I just wanted to express why I thought it's safer to do flush before releasing
mmu_lock. However, as I mentioned in the previous replies, I can't find any
current use cases impacted by skipping this flush. So I think it's ok not to
flush before releasing mmu_lock.

Will update the patch comment to explain why the skipping of flush is ok.
(I think current upstream tdp_mmu_split_huge_pages_root() lacks a comment of why
it's safe not to do the flush before releasing mmu_lock).

> > Currently CPU 1 always flush TLB before b3 unconditionally, so there's no
> > problem.
> > 
> > > > So I tend to agree with your suggestion though the implementation in this patch
> > > > is safer.
> > > 
> > > I am perhaps still missing something, as I am still trying to precisely
> > > understand in what cases you want to flush TLB when splitting hugepage.
> > > 
> > > I kinda tend to think you eventually want to flush TLB because eventually you
> > > want to _ZAP_.  But needing to flush due to zap and needing to flush due to
> > > split is kinda different I think.
> > 
> > Though I currently couldn't find any use cases that depend on split alone, e.g.
> > if there's any feature requiring the pages must be 4KB without any additional
> > permission changes, I just wanted to make the code safer in case I missed any
> > edge cases. 
> > 
> > We surely don't want the window for CPUs to see huge pages and small pages lasts
> > long.
> > 
> > Flushing TLB before releasing the mmu_lock allows other threads operating on the
> > same range to see updated translations timely.
> 
> In the upstream code most callers of tdp_mmu_iter_cond_resched() call it w/o
> flushing TLB when yield happens, so the "window of stale TLB" already exists --
> it's just not stale hugepage TLBs, but other stale TLBs.
> 
> But I agree it's not good to have stale TLBs, and looking at
> recover_huge_pages_range(), it also does TLB flush when yielding if there's
> already hugepage merge happened.
> 
> So if you want to make tdp_mmu_split_huge_pages_root() handle TLB flush, perhaps
> we can make it like recover_huge_pages_range().  But AFAICT we also want to make
> tdp_mmu_split_huge_pages_root() return whether flush is needed, but not actually
> perform TLB flush for non-yielding case, because otherwise we need to revisit
> the log-dirty code to avoid duplicated TLB flush.
> 
> And then the 'only_cross_boundary' can be added to it.
> 
> Btw, a second thought on the 'only_cross_boundary':
> 
> My first glance of 'only_cross_boundary' was it's a little bit odd, because you
> actually only need to split the hugepage where 'start' and 'end' is in middle of
> a hugepage.
> 
> So alternatively, instead of yet adding another 'only_cross_boundary' to
> tdp_mmu_split_huge_pages_root(), I think we can also make the caller check the
> range and only call tdp_mmu_split_huge_pages_root() when the range crosses the
> hugepage boundary?
I don't think it's good.

- The code to check if a range crosses hugepage boundary is cumbersome and level
  dependent. As you point out below, [1G, 1G + 2M) does not need splitting if
  there's only 2M mappings, but it needs splitting when there're 1G mappings.
 
  For an API implemented in KVM core, it's better not to assume there're no 1G
  mappings. Not to mention TDX itself will support 1G in future.

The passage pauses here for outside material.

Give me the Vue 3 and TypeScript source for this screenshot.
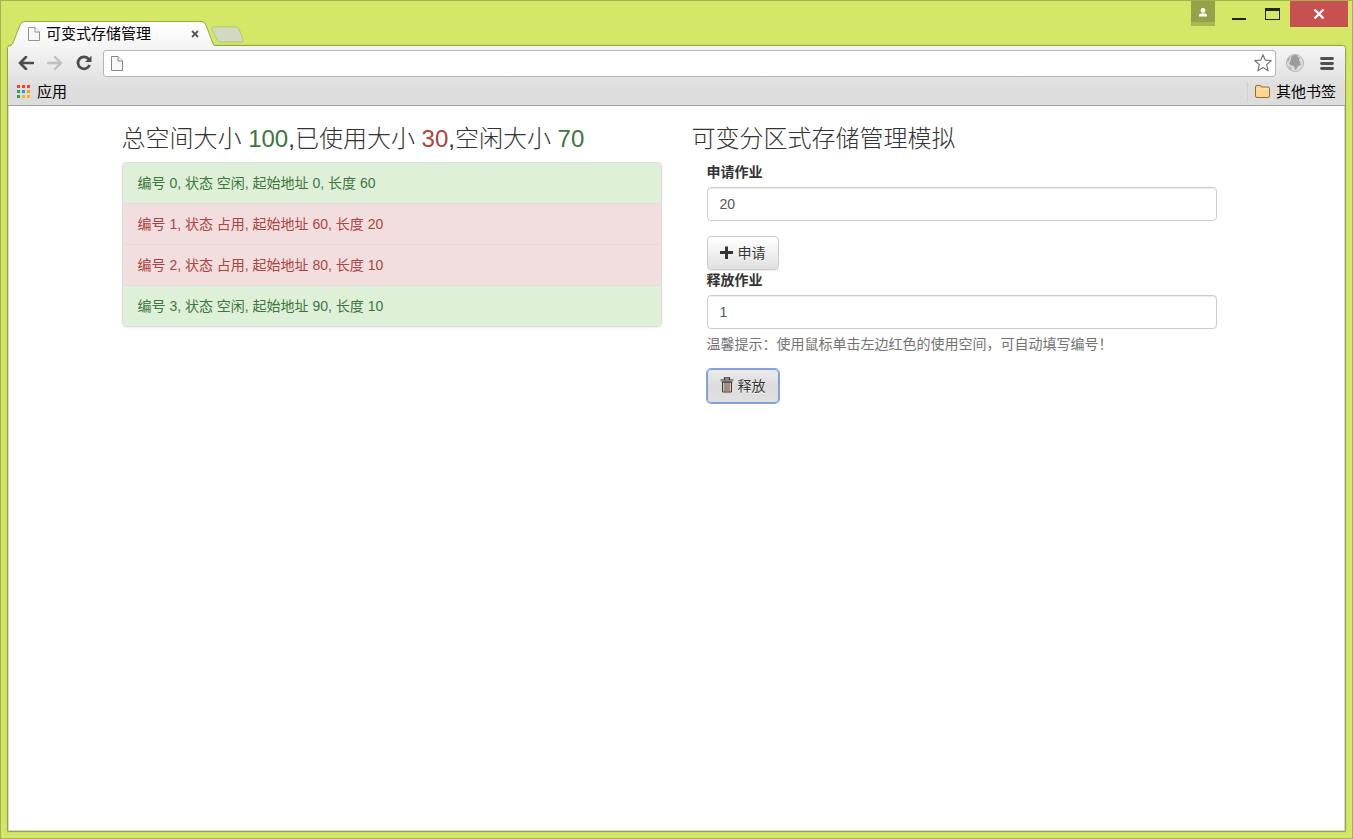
<script setup lang="ts">
import { computed, ref } from 'vue'

interface Block {
  start: number
  size: number
  used: boolean
}

const blocks = ref<Block[]>([
  { start: 0, size: 60, used: false },
  { start: 60, size: 20, used: true },
  { start: 80, size: 10, used: true },
  { start: 90, size: 10, used: false },
])

const requestSize = ref('20')
const releaseId = ref('1')

const total = computed(() => blocks.value.reduce((sum, b) => sum + b.size, 0))
const used = computed(() => blocks.value.filter((b) => b.used).reduce((sum, b) => sum + b.size, 0))

const appColors = ['#f44336', '#f44336', '#f44336', '#2f9e5b', '#2196f3', '#ffa000', '#2f9e5b', '#ffb300', '#ffb300']

function pick(index: number) {
  if (blocks.value[index].used) releaseId.value = String(index)
}

function allocate() {
  const size = Number(requestSize.value)
  const index = blocks.value.findIndex((b) => !b.used && b.size >= size)
  if (!(size > 0) || index < 0) return
  const free = blocks.value[index]
  const parts: Block[] = [{ start: free.start, size, used: true }]
  if (free.size > size) parts.push({ start: free.start + size, size: free.size - size, used: false })
  blocks.value.splice(index, 1, ...parts)
}

function release() {
  const block = blocks.value[Number(releaseId.value)]
  if (!block) return
  block.used = false
  blocks.value = blocks.value.reduce<Block[]>((merged, b) => {
    const last = merged[merged.length - 1]
    if (last && !last.used && !b.used) last.size += b.size
    else merged.push({ ...b })
    return merged
  }, [])
}
</script>

<template>
  <div class="window">
    <header class="titlebar">
      <div class="tab">
        <svg class="tab-shape" width="208" height="26" viewBox="0 0 208 26" aria-hidden="true">
          <defs>
            <linearGradient id="tabFill" x1="0" y1="0" x2="0" y2="1">
              <stop offset="0" stop-color="#ffffff" />
              <stop offset="1" stop-color="#f5f5f5" />
            </linearGradient>
          </defs>
          <path d="M1 26C4 25 5 24 6 22L13 4Q14.500 .5 18 .5H194Q197.500 .5 199 4L205 20Q207 25.500 208 26Z" fill="url(#tabFill)" />
          <path d="M1 25C4 24.500 5 24 6 22L13 4Q14.500 .5 18 .5H194Q197.500 .5 199 4L205 20Q206.500 24.500 208 25" fill="none" stroke="#98a34c" />
        </svg>
        <svg class="page-icon" width="12" height="14" viewBox="0 0 12 14" aria-hidden="true">
          <path d="M.5 .5H7L11.500 5V13.500H.5Z" fill="#f8f8f8" stroke="#929292" />
          <path d="M7 .5V5H11.500" fill="#fff" stroke="#929292" />
        </svg>
        <span class="tab-title">可变式存储管理</span>
        <button class="tab-close" aria-label="关闭标签页">
          <svg width="8" height="8" viewBox="0 0 8 8"><path d="M1 1L7 7M7 1L1 7" stroke="#555" stroke-width="1.800" /></svg>
        </button>
      </div>
      <button class="new-tab" aria-label="新标签页">
        <svg width="33" height="17" viewBox="0 0 33 17">
          <path d="M4 .8H25Q27 .8 28 3L32 13Q33 16 30 16H10Q7 16 6 14L1.500 4Q.5 .8 4 .8Z" fill="#d1dac0" stroke="#b9c66a" />
        </svg>
      </button>
      <div class="controls">
        <button class="user" aria-label="用户">
          <svg width="10" height="9" viewBox="0 0 10 9"><circle cx="5" cy="2.400" r="2.400" fill="#fff" /><path d="M1 8.500V7.500Q1 5.300 5 5.300T9 7.500V8.500Z" fill="#fff" /></svg>
        </button>
        <button class="minimize" aria-label="最小化">
          <svg width="14" height="12" viewBox="0 0 14 12"><path d="M0 10H14V12H0Z" fill="#222" /></svg>
        </button>
        <button class="maximize" aria-label="最大化">
          <svg width="15" height="12" viewBox="0 0 15 12"><path d="M0 0H15V12H0ZM1 3V11H14V3Z" fill="#222" fill-rule="evenodd" /></svg>
        </button>
        <button class="close" aria-label="关闭">
          <svg width="12" height="10" viewBox="0 0 12 10"><path d="M1.500 .5L10.500 9.500M10.500 .5L1.500 9.500" stroke="#fff" stroke-width="2.200" /></svg>
        </button>
      </div>
    </header>

    <div class="frame">
      <div class="chrome">
        <nav class="toolbar">
          <button class="tool" aria-label="后退">
            <svg width="16" height="14" viewBox="0 0 16 14"><path d="M8 1L2 7L8 13M2.500 7H15" fill="none" stroke="#4d4d4d" stroke-width="2.600" stroke-linecap="round" /></svg>
          </button>
          <button class="tool" aria-label="前进">
            <svg width="16" height="14" viewBox="0 0 16 14"><path d="M8 1L14 7L8 13M13.500 7H1" fill="none" stroke="#c0c0c0" stroke-width="2.400" stroke-linecap="round" /></svg>
          </button>
          <button class="tool" aria-label="重新加载">
            <svg width="16" height="16" viewBox="0 0 16 16"><path d="M12.800 4.200A6 6 0 1 0 13.600 10" fill="none" stroke="#4d4d4d" stroke-width="2.800" /><path d="M15.500 .8V7H9Z" fill="#4d4d4d" /></svg>
          </button>
          <div class="omnibox">
            <svg width="12" height="15" viewBox="0 0 12 15" aria-hidden="true">
              <path d="M.5 .5H7L11.500 5V14.500H.5Z" fill="#f8f8f8" stroke="#858585" />
              <path d="M7 .5V5H11.500" fill="#fff" stroke="#858585" />
            </svg>
            <input type="text" aria-label="地址栏" />
            <button class="star" aria-label="收藏">
              <svg width="18" height="18" viewBox="0 0 18 18"><path d="M9 .8L11.300 6.200L17.200 6.700L12.700 10.600L14.100 16.800L9 13.500L3.900 16.800L5.300 10.600L.8 6.700L6.700 6.200Z" fill="#fff" stroke="#777" stroke-width="1.200" stroke-linejoin="round" /></svg>
            </button>
          </div>
          <button class="tool" aria-label="扩展程序">
            <svg width="20" height="20" viewBox="0 0 20 20">
              <circle cx="10" cy="10" r="8.500" fill="#dcdcdc" stroke="#b4b4b4" />
              <path d="M6 4Q8 1.500 12 2L13 4L15 5Q13 7 15 9L16 12L13 13Q12 16 10 17L9 13Q5 13 4 10Q6 9 6 4Z" fill="#9c9c9c" />
              <path d="M2 8Q2 5 4 4L5 6L3 9ZM3 13L6 14L7 17Q4 16 3 13Z" fill="#b0b0b0" />
            </svg>
          </button>
          <button class="tool menu" aria-label="菜单">
            <svg width="14" height="13" viewBox="0 0 14 13"><path d="M1.500 1.500H12.500M1.500 6.500H12.500M1.500 11.500H12.500" stroke="#505050" stroke-width="2.800" stroke-linecap="round" /></svg>
          </button>
        </nav>
        <nav class="bookmarks">
          <a href="#" class="bookmark">
            <svg width="13" height="13" viewBox="0 0 13 13" aria-hidden="true">
              <rect v-for="(color, i) in appColors" :key="i" :x="(i % 3) * 5" :y="Math.floor(i / 3) * 5" width="3" height="3" :fill="color" />
            </svg>
            <span>应用</span>
          </a>
          <a href="#" class="bookmark others">
            <svg width="15" height="13" viewBox="0 0 15 13" aria-hidden="true">
              <path d="M.5 11V2Q.5 .5 2 .5H5Q6.500 .5 6.500 2H13Q14.500 2 14.500 3.500V11Q14.500 12.500 13 12.500H2Q.5 12.500 .5 11Z" fill="#fdd68b" stroke="#96683a" />
              <path d="M1.500 4H13.500" stroke="#ffeec0" />
            </svg>
            <span>其他书签</span>
          </a>
        </nav>
      </div>

      <div class="page">
        <main class="container">
          <section class="column">
            <h3>
              总空间大小 <span class="free-text">{{ total }}</span>,已使用大小 <span class="used-text">{{ used }}</span>,空闲大小 <span class="free-text">{{ total - used }}</span>
            </h3>
            <ul class="blocks">
              <li v-for="(block, i) in blocks" :key="i" :class="block.used ? 'used' : 'free'" @click="pick(i)">
                编号 {{ i }}, 状态 {{ block.used ? '占用' : '空闲' }}, 起始地址 {{ block.start }}, 长度 {{ block.size }}
              </li>
            </ul>
          </section>
          <section class="column">
            <h3>可变分区式存储管理模拟</h3>
            <form class="form" @submit.prevent="allocate">
              <label for="request">申请作业</label>
              <input id="request" v-model="requestSize" class="field" type="text" />
              <button class="btn" type="submit">
                <svg width="14" height="14" viewBox="0 0 14 14" aria-hidden="true"><path d="M5 .5H8V5H13V8H8V13H5V8H0V5H5Z" fill="#333" /></svg>
                <span>申请</span>
              </button>
            </form>
            <form class="form" @submit.prevent="release">
              <label for="release">释放作业</label>
              <input id="release" v-model="releaseId" class="field" type="text" aria-describedby="tip" />
              <p id="tip" class="help">温馨提示：使用鼠标单击左边红色的使用空间，可自动填写编号！</p>
              <button class="btn active" type="submit">
                <svg width="14" height="18" viewBox="0 0 14 18" aria-hidden="true">
                  <path d="M4.500 2.500V.8H9.500V2.500M.5 3H13.500" fill="none" stroke="#333" stroke-width="1.200" />
                  <path d="M2.500 5V15H11.500V5Z" fill="#d8c8a8" stroke="#443a40" />
                  <path d="M5 5V14.500M7 5V14.500M9 5V14.500" stroke="#6a5560" />
                  <path d="M1.500 5H12.500" stroke="#443a40" />
                </svg>
                <span>释放</span>
              </button>
            </form>
          </section>
        </main>
      </div>
    </div>
  </div>
</template>

<style>
body {
  margin: 0;
}
</style>

<style scoped>
* {
  box-sizing: border-box;
}

button {
  padding: 0;
  border: 0;
  background: none;
  font: inherit;
  color: inherit;
}

svg {
  display: block;
  flex: none;
}

.window {
  display: flex;
  flex-direction: column;
  min-height: 100vh;
  padding: 0 6px 6px;
  border: 1px solid #a6b24f;
  background: #d4e766;
  font-family: "Liberation Sans", "Noto Sans CJK SC", sans-serif;
  font-size: 14px;
  line-height: 20px;
  color: #333;
}

.titlebar {
  display: flex;
  align-items: flex-end;
  height: 44px;
}

.tab {
  position: relative;
  z-index: 1;
  display: flex;
  align-items: center;
  width: 208px;
  height: 24px;
  padding: 2px 16px 0 21px;
}

.tab-shape {
  position: absolute;
  top: 0;
  left: 0;
}

.page-icon,
.tab-title,
.tab-close {
  position: relative;
}

.tab-title {
  flex: 1;
  margin-left: 6px;
  font-size: 15px;
  color: #000;
}

.new-tab {
  margin: 0 0 2px -4px;
}

.controls {
  display: flex;
  align-items: flex-start;
  align-self: flex-start;
  margin-left: auto;
  margin-right: -2px;
}

.user {
  display: flex;
  justify-content: center;
  width: 24px;
  height: 25px;
  padding-top: 7px;
  border-bottom: 4px solid #a8b552;
  background: #96a248;
}

.minimize,
.maximize {
  padding-top: 7px;
}

.minimize {
  margin-left: 17px;
}

.maximize {
  margin-left: 19px;
}

.close {
  display: flex;
  align-items: center;
  justify-content: center;
  width: 58px;
  height: 26px;
  margin-left: 10px;
  background: #c75050;
}

.frame {
  display: flex;
  flex: 1;
  flex-direction: column;
  border: 1px solid #98a34c;
  border-radius: 4px 4px 1px 1px;
  background: #fff;
  box-shadow: 0 0 2px #b2c055;
}

.chrome {
  border-bottom: 1px solid #a5a5a5;
  border-radius: 3px 3px 0 0;
  background: linear-gradient(#f5f5f5, #dedede 70%, #dcdcdc);
}

.toolbar {
  display: flex;
  align-items: center;
  gap: 9px;
  height: 34px;
  padding: 0 8px;
}

.tool {
  display: flex;
  align-items: center;
  justify-content: center;
  width: 20px;
  height: 20px;
}

.menu {
  margin-left: 3px;
}

.omnibox {
  display: flex;
  flex: 1;
  align-items: center;
  height: 27px;
  padding: 0 3px 0 7px;
  border: 1px solid #b4b4b4;
  border-radius: 3px;
  background: #fff;
}

.omnibox input {
  flex: 1;
  min-width: 0;
  padding: 0 8px;
  border: 0;
  outline: 0;
  font: inherit;
}

.bookmarks {
  display: flex;
  align-items: center;
  justify-content: space-between;
  height: 25px;
  padding: 0 9px 2px;
}

.bookmark {
  display: flex;
  align-items: center;
  gap: 7px;
  font-size: 15px;
  color: #000;
  text-decoration: none;
}

.others {
  gap: 6px;
  padding-left: 7px;
  border-left: 1px solid #cdd1d6;
}

.page {
  flex: 1;
  border: 1px solid #d6d6d6;
  border-top: 0;
}

.container {
  display: flex;
  width: 100%;
  max-width: 1140px;
  margin: 0 auto;
}

.column {
  flex: 1;
  min-width: 0;
  padding: 0 15px;
}

h3 {
  margin: 20px 0 10px;
  font-size: 24px;
  font-weight: 300;
  line-height: 26px;
}

.free-text {
  color: #3c763d;
}

.used-text {
  color: #a94442;
}

.blocks {
  margin: 0;
  padding: 0;
  overflow: hidden;
  border: 1px solid #ddd;
  border-radius: 4px;
  box-shadow: 0 1px 2px rgba(0, 0, 0, 0.08);
  list-style: none;
}

.blocks li {
  padding: 10px 15px;
}

.blocks li + li {
  border-top: 1px solid #ddd;
}

.free {
  background: #dff0d8;
  color: #3c763d;
}

.used {
  background: #f2dede;
  color: #a94442;
  cursor: pointer;
}

.form {
  padding: 0 15px;
}

label {
  display: block;
  margin-bottom: 5px;
  font-weight: 700;
}

.field {
  display: block;
  width: 100%;
  height: 34px;
  margin-bottom: 15px;
  padding: 6px 12px;
  border: 1px solid #ccc;
  border-radius: 4px;
  outline: 0;
  box-shadow: inset 0 1px 1px rgba(0, 0, 0, 0.075);
  font: inherit;
  color: #555;
}

.help {
  margin: -10px 0 15px;
  color: #737373;
}

.btn {
  display: flex;
  align-items: center;
  gap: 4px;
  height: 34px;
  padding: 0 12px;
  border: 1px solid #ccc;
  border-radius: 4px;
  background: linear-gradient(#fff, #e0e0e0);
  box-shadow: 0 1px 1px rgba(0, 0, 0, 0.075);
  text-shadow: 0 1px 0 #fff;
}

.btn.active {
  border-color: #8a9cc0;
  background: linear-gradient(#ebebeb, #dcdcdc 50%, #e0e0e0);
  box-shadow: 0 0 0 1px #7ba7ee;
}
</style>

- When a range is determined as "truly needs splitting", e.g. [1G-8K, 1G+8K),
  tdp_mmu_split_huge_pages_root() still needs to return 'split' status since
  splitting may not occur due to no present mappings or no 2M mappings.

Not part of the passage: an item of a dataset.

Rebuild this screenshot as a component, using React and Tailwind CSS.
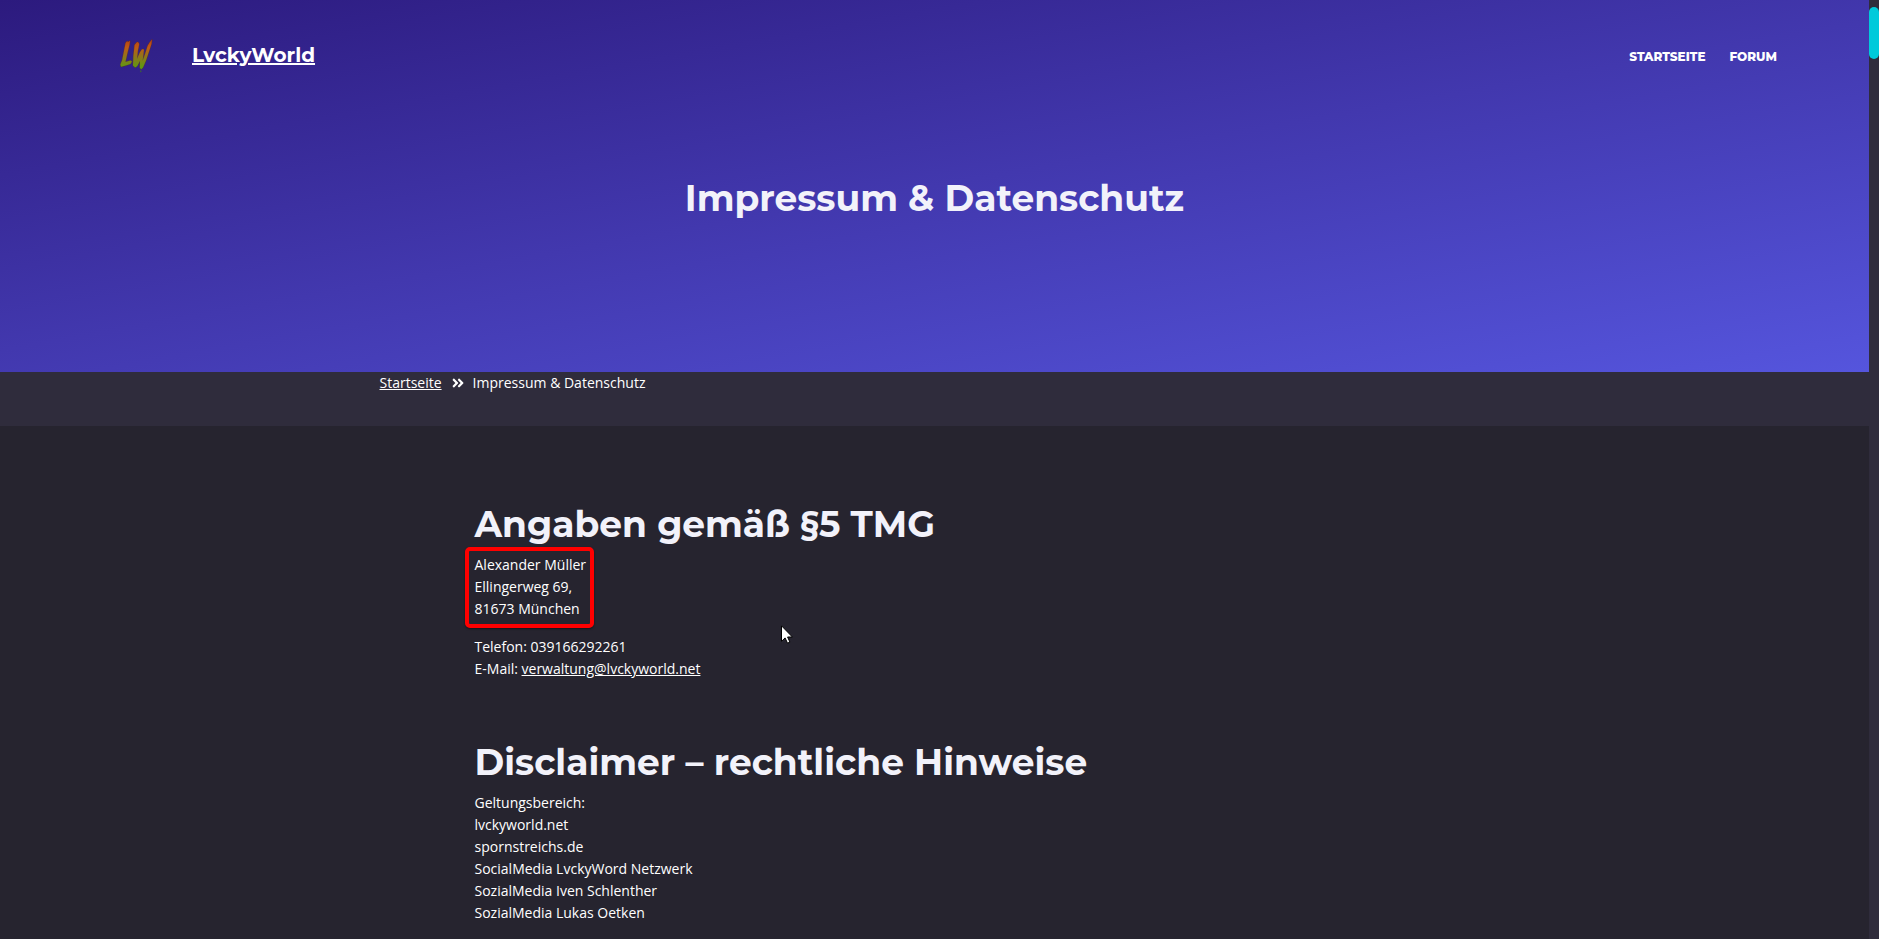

> E.g., for a range [1G, 2G), it's doesn't cross any 2M boundary, thus the caller
> can skip calling tdp_mmu_split_huge_pages_root().  If the range is [1G + 1M,
> 2G), then the caller can know only the first [1G, 1G + 2M) needs splitting. 
> This also saves unnecessary iter walk for the rest range [1G + 2M, 2G).
> 
> I think if we only consider 2M hugepage but not 1G page, then it should not be
> that complicated to check the range and only call
> tdp_mmu_split_huge_pages_root() for the range that is truly needs splitting?